The evolving many-nucleon theory of nuclear rotations

The many approaches that have been pursued in seeking an understanding of nuclear rotational dynamics are reviewed and reassessed with a view to their development in the light of recent progress and the research tools that are now available. A motivation for this review is the widespread observation of nuclear shape coexistence and sequences of rotational states in all regions of the nuclear periodic table combined with the recognition that the study of the rotational dynamics of quantum fluids has led to significant advances in the quantum theory of many-boson systems. Recent experimental investigations of the rotational dynamics of a low-temperature $^6$Li gas indicate that its slow rotational flows are likewise the irrotational flows of a superfluid.

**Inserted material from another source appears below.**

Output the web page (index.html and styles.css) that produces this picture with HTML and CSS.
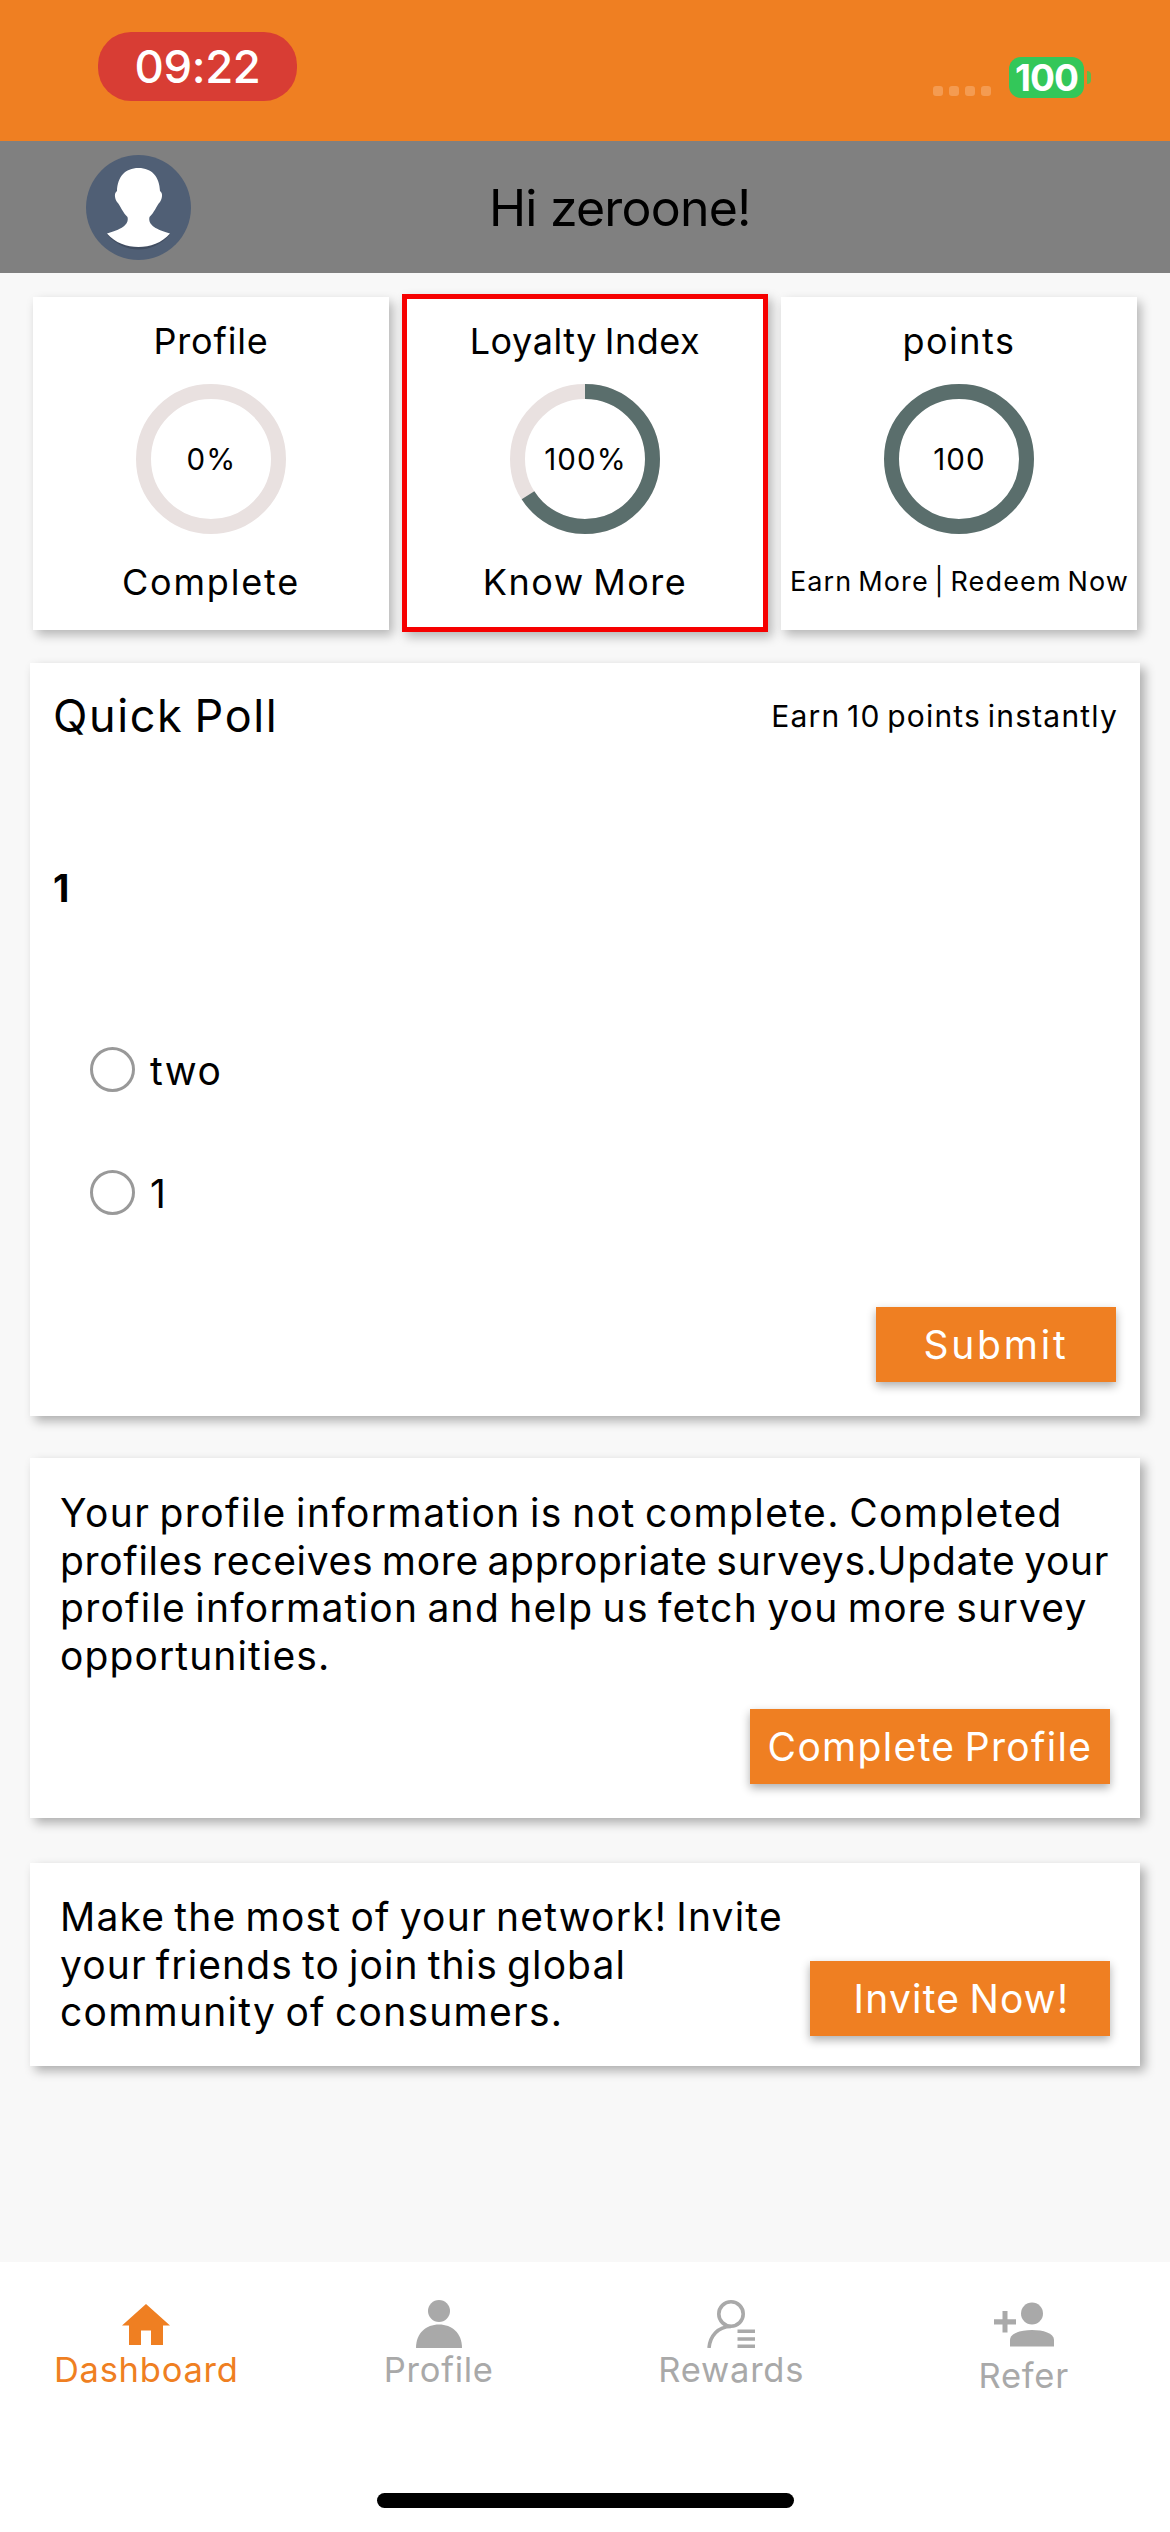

In this context, the dynamics of rotating nuclei are of fundamental interest because the nucleus is a unique zero-temperature finite many-fermion quantum system. A promising approach is provided by algebraic mean-field theory which, as its name suggests, is a combination of algebraic and mean-field methods. Static mean-field theories play a central role in many-body theory by defining optimal independent-particle and independent quasi-particle basis states for the quantum mechanics of many-fermion systems. Their time-dependent extensions also lead, in the small-amplitude random-phase approximation, to the quantisation of the classical normal-mode vibrations of many-fermion systems about their static equilibrium states. This review shows that mean-field methods become significantly more powerful when combined with algebraic methods and an appropriate coupling scheme for the nuclear shell model.